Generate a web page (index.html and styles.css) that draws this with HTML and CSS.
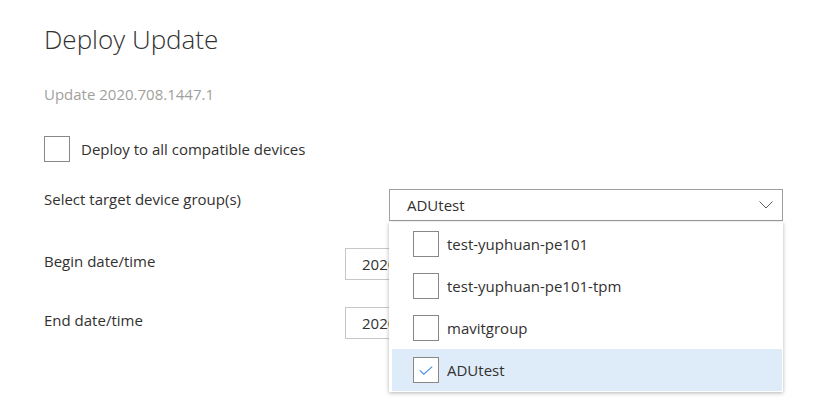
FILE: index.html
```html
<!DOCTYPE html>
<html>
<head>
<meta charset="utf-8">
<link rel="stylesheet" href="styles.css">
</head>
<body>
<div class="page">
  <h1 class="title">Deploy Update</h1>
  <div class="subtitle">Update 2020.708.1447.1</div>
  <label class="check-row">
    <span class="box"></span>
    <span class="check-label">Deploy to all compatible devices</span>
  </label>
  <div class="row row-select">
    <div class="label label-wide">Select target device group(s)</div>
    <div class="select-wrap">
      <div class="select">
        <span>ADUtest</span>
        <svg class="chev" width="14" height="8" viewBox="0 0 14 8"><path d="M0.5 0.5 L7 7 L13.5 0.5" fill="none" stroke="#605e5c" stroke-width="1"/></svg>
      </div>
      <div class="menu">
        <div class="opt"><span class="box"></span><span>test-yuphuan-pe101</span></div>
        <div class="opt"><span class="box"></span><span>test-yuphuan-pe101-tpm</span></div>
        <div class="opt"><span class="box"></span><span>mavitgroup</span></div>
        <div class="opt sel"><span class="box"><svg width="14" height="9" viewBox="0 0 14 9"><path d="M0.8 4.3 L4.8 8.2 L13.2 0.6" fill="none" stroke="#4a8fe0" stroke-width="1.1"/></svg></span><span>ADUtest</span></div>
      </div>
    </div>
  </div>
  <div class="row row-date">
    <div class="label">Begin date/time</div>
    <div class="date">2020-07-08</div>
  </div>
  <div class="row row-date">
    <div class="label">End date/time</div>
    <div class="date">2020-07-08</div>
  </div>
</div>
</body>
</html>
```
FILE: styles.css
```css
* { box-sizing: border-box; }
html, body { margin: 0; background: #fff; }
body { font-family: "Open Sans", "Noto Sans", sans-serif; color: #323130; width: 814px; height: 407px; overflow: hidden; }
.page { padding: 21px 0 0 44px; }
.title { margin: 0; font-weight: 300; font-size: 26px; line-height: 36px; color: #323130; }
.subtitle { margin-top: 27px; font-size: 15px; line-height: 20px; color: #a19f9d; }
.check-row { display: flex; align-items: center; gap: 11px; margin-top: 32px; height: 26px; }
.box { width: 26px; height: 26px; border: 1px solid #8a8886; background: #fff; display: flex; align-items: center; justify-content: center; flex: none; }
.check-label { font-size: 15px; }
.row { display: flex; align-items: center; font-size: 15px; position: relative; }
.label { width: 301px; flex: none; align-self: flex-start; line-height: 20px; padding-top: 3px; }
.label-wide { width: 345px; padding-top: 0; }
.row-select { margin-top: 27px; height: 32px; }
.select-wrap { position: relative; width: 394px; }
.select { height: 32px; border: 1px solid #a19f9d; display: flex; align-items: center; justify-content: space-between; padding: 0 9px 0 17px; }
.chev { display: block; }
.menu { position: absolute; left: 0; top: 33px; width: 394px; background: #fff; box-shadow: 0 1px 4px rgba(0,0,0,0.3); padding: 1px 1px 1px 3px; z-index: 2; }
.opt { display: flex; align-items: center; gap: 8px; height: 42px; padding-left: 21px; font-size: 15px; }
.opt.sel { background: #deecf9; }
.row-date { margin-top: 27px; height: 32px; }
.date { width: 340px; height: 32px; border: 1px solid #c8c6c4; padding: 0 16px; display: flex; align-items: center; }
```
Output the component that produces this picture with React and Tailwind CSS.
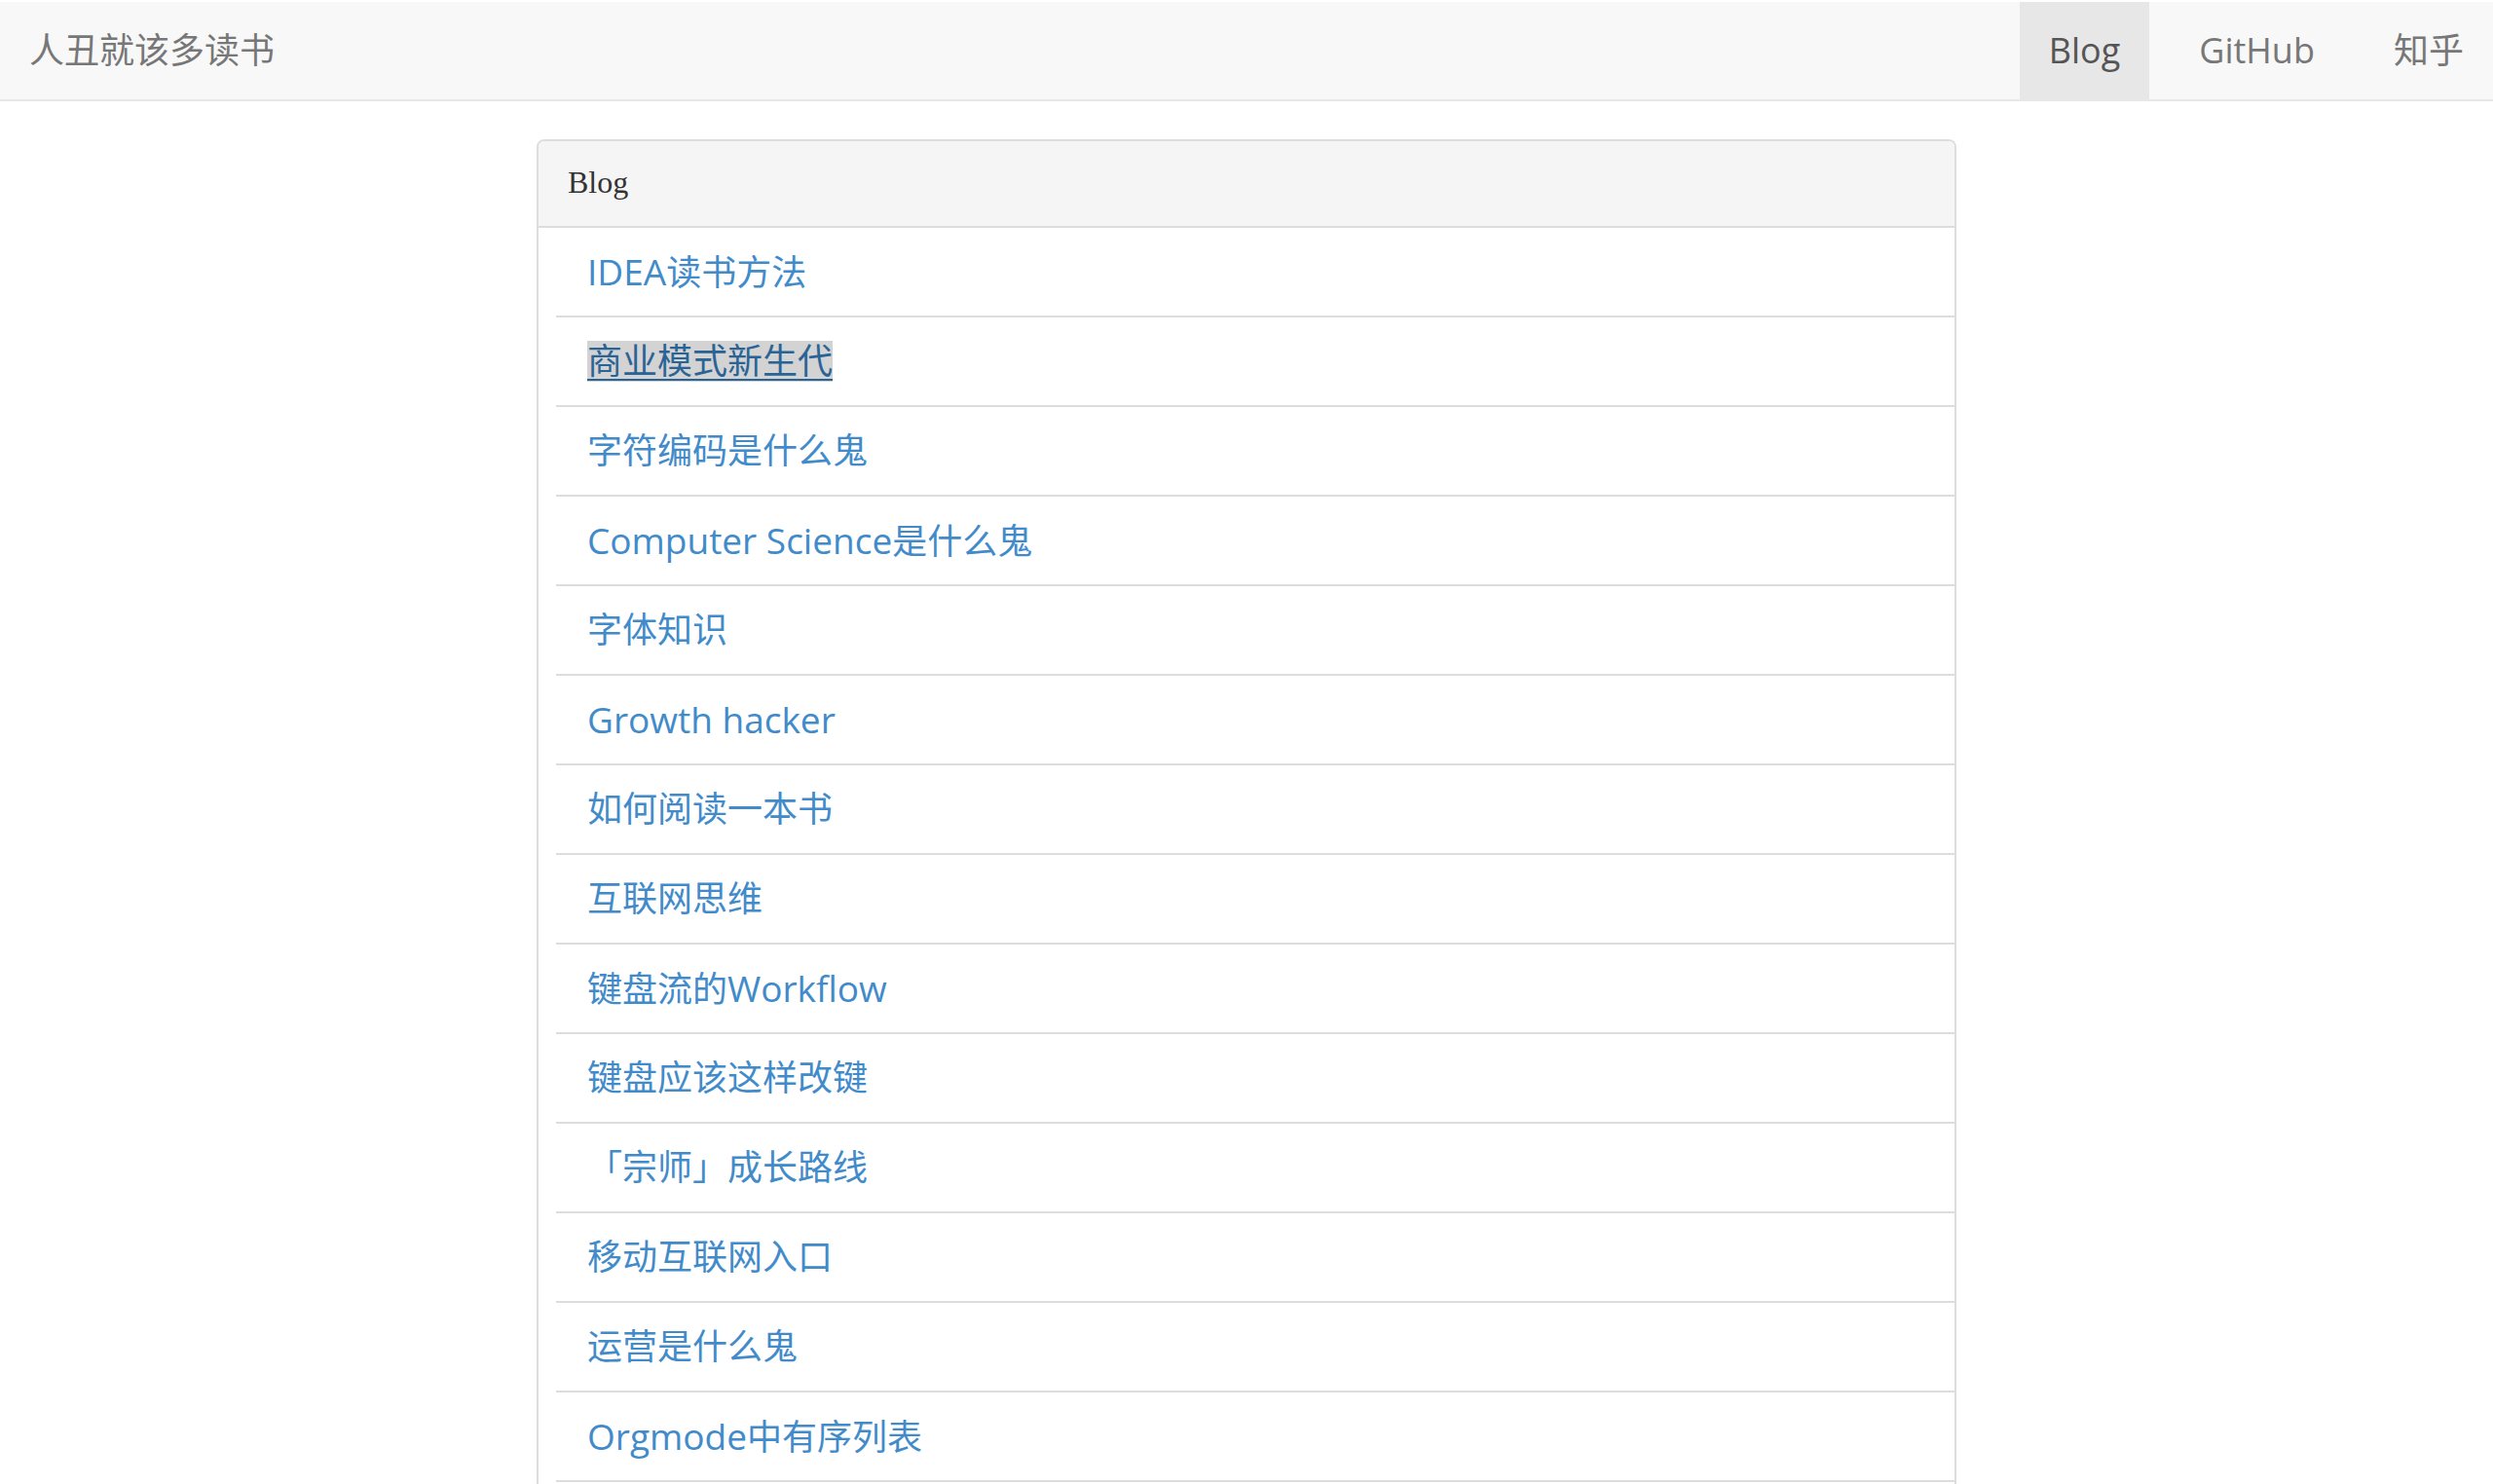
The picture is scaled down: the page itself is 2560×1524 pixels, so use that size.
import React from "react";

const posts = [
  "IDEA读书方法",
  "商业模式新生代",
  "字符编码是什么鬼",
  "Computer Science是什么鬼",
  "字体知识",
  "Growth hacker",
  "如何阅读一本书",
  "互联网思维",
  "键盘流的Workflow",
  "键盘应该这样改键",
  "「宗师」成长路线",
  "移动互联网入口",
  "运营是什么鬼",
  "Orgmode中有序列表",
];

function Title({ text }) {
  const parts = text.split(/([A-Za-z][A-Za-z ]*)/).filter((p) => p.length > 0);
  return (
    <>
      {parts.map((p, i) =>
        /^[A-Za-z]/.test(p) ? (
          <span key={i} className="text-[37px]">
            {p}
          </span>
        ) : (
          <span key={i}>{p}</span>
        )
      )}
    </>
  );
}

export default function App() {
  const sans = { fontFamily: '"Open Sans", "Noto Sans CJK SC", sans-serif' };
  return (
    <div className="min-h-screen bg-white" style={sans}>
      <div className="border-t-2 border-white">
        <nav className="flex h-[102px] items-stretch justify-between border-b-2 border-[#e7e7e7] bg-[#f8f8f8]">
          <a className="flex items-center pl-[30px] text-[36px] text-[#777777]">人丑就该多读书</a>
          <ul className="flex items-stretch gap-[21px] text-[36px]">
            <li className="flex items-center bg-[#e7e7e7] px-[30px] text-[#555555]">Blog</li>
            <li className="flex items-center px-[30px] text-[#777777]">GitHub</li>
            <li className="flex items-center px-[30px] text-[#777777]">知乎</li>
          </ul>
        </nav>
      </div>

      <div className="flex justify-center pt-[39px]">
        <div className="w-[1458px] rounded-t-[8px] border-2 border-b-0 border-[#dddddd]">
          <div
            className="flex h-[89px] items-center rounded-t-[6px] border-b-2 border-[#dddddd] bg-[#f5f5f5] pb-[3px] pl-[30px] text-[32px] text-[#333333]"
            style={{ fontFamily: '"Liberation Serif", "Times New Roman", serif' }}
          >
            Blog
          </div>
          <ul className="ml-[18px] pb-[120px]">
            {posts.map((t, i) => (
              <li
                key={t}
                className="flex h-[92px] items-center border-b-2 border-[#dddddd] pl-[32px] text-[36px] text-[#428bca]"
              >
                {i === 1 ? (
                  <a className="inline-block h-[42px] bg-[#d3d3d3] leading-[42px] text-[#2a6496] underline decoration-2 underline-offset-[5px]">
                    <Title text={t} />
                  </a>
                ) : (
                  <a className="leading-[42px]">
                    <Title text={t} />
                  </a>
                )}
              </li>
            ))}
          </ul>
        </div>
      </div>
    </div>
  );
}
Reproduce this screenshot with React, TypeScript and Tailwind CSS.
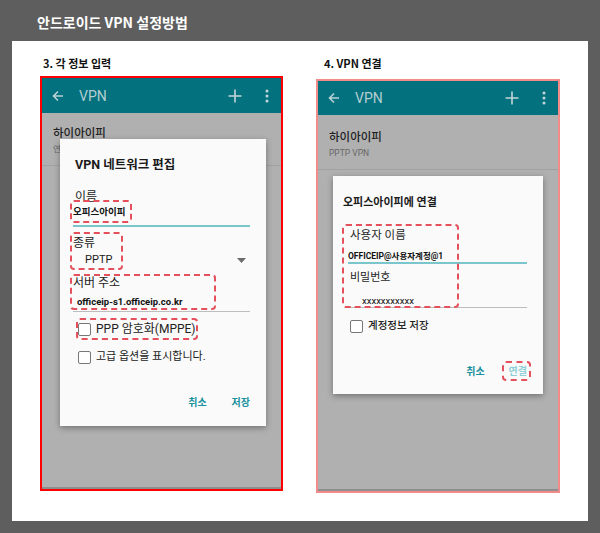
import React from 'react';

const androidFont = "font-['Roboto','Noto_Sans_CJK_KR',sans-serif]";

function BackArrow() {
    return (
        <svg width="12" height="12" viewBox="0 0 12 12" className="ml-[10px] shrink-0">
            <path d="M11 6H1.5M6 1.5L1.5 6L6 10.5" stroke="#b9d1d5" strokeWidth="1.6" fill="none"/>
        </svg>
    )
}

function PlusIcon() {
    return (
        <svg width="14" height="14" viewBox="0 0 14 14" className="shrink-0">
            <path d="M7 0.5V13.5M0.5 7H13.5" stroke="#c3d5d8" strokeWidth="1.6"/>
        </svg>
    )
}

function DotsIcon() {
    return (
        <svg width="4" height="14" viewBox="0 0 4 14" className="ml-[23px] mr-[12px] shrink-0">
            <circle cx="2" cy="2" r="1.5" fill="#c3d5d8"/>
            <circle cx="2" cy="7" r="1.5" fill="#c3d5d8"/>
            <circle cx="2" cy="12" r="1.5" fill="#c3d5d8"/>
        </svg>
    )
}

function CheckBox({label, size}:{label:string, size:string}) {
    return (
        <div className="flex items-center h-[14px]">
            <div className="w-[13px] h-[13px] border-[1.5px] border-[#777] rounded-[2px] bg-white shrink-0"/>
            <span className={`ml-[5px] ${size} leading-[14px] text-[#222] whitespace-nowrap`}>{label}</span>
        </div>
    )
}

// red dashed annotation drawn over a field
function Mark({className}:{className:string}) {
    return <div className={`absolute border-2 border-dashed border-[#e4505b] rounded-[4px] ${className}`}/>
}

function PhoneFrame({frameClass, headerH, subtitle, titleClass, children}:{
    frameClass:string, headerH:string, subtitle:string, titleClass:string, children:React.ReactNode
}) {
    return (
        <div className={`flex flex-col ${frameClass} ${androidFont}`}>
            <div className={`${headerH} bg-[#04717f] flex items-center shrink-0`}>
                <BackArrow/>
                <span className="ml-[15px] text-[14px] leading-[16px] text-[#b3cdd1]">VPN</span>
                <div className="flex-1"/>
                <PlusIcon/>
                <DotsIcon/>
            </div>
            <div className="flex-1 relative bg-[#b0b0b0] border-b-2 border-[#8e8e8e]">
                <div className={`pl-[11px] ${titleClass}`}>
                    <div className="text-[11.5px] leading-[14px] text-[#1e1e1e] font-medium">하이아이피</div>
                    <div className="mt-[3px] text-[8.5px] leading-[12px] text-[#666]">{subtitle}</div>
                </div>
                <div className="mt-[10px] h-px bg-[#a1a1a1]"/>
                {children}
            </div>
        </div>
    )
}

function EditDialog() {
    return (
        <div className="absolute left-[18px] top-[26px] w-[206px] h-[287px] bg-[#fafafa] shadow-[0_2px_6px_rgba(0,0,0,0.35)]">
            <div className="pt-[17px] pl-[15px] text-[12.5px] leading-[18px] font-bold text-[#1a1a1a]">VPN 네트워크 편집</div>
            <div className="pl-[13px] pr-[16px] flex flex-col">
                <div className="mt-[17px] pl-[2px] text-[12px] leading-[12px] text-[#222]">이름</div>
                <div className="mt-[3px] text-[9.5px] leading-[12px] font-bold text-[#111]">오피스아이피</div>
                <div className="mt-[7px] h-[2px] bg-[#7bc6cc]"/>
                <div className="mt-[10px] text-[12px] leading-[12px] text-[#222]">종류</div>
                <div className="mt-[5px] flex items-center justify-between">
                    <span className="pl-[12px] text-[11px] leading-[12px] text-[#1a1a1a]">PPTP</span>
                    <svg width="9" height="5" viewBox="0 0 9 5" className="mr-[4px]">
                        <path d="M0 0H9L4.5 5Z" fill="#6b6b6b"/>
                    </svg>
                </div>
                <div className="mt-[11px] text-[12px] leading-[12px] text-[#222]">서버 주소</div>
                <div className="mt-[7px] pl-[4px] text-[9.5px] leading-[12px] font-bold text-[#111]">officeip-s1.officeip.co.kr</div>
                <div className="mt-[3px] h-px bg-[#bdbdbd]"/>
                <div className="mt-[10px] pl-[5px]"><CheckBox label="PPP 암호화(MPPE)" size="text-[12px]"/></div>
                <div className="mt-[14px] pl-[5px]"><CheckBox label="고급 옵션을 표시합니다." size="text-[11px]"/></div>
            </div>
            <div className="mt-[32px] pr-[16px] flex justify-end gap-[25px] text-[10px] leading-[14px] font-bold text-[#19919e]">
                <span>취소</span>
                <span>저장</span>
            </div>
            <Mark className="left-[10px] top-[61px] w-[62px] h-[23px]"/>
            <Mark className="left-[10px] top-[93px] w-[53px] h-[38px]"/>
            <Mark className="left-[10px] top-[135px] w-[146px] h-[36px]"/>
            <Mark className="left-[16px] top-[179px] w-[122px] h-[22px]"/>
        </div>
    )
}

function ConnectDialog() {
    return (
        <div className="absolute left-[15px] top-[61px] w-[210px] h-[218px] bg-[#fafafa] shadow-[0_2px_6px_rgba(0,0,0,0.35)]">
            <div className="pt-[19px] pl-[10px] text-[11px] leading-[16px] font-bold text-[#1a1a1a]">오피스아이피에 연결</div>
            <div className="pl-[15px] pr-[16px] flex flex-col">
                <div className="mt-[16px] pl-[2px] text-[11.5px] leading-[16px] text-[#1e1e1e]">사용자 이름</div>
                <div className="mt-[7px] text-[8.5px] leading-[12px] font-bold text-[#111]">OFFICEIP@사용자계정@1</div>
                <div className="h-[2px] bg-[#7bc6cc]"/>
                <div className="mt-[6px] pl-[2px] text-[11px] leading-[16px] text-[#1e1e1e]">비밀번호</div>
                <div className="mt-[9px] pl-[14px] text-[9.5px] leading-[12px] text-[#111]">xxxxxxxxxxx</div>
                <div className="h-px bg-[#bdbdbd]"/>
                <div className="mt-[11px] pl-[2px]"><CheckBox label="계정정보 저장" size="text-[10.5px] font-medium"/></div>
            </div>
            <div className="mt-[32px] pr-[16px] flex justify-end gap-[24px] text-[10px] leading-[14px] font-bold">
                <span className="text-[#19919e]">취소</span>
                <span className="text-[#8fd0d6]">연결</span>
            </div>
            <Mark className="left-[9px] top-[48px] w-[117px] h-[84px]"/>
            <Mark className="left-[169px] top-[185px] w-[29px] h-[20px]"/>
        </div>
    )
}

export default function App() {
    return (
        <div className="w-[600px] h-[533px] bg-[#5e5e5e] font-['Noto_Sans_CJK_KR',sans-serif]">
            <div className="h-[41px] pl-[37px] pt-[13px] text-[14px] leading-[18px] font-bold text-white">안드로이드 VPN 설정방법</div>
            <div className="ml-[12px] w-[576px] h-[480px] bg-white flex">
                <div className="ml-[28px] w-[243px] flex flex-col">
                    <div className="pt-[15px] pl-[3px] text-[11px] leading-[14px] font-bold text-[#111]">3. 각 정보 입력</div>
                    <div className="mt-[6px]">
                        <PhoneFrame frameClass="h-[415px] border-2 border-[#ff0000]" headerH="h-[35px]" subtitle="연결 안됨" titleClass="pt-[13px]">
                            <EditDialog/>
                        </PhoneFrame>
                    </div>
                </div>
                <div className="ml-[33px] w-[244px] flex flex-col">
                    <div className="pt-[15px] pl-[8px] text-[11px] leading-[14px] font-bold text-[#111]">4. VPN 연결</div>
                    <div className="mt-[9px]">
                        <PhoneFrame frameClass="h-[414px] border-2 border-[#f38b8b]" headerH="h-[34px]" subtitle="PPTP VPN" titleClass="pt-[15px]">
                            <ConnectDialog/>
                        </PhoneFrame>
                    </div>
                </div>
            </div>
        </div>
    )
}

Work to complete:
Tell how many lines in the material above include the word "size", giving the number only.

Response to the exercise:
11